Few-layer graphene as an additive in negative electrodes for lead-acid batteries

Abstract

To overcome the problem of sulfation in lead-acid batteries, we prepared few-layer graphene (FLG) as a conductive additive in negative electrodes for lead-acid batteries. The FLG was derived from synthetic graphite through liquid-phase delamination. The as-synthesized FLG exhibited a layered structure with a specific surface area more than three times that of pristine synthetic graphite. The thickness of the as-synthesized FLG was determined through atomic force microscopy to be approximately 4 nm (<10 layers). To enhance the electrochemical performance of lead-acid batteries, we introduced pristine synthetic graphite and FLG into negative electrodes, denoted NAM(G) and NAM(FLG), respectively. Charge/discharge tests revealed that the initial discharge capacity of the FLG-based electrode was 4173 mAh, which was 110% higher than that of the graphite-based electrode.
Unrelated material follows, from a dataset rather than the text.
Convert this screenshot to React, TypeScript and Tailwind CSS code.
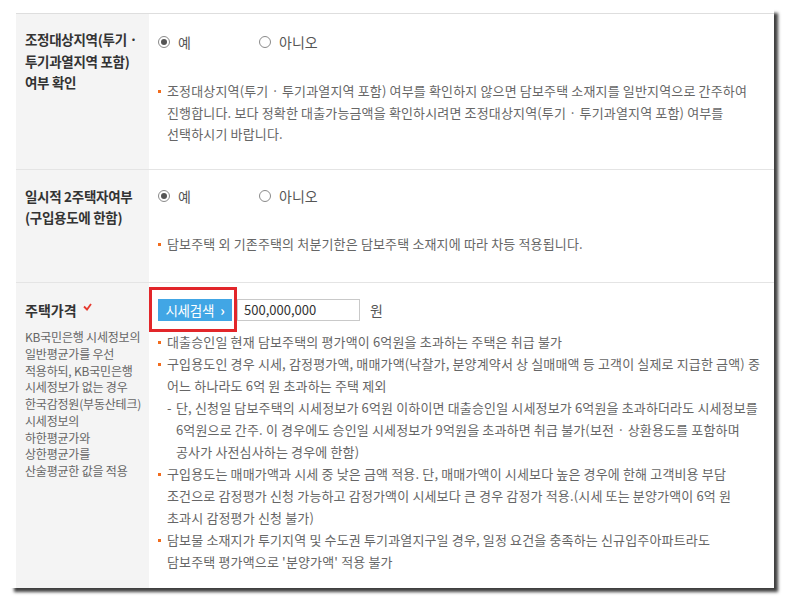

The cycle life of NAM(FLG) was 120 cycles, which was approximately two times higher than that of NAM(G). The impedance of NAM(FLG) was 0.226 Ω, which was significantly lower than that of NAM (16.1 Ω). Our findings indicate that incorporating FLG into the negative electrodes of batteries can result in significant performance enhancements and prolonged cycle life through the inhibition of sulfation.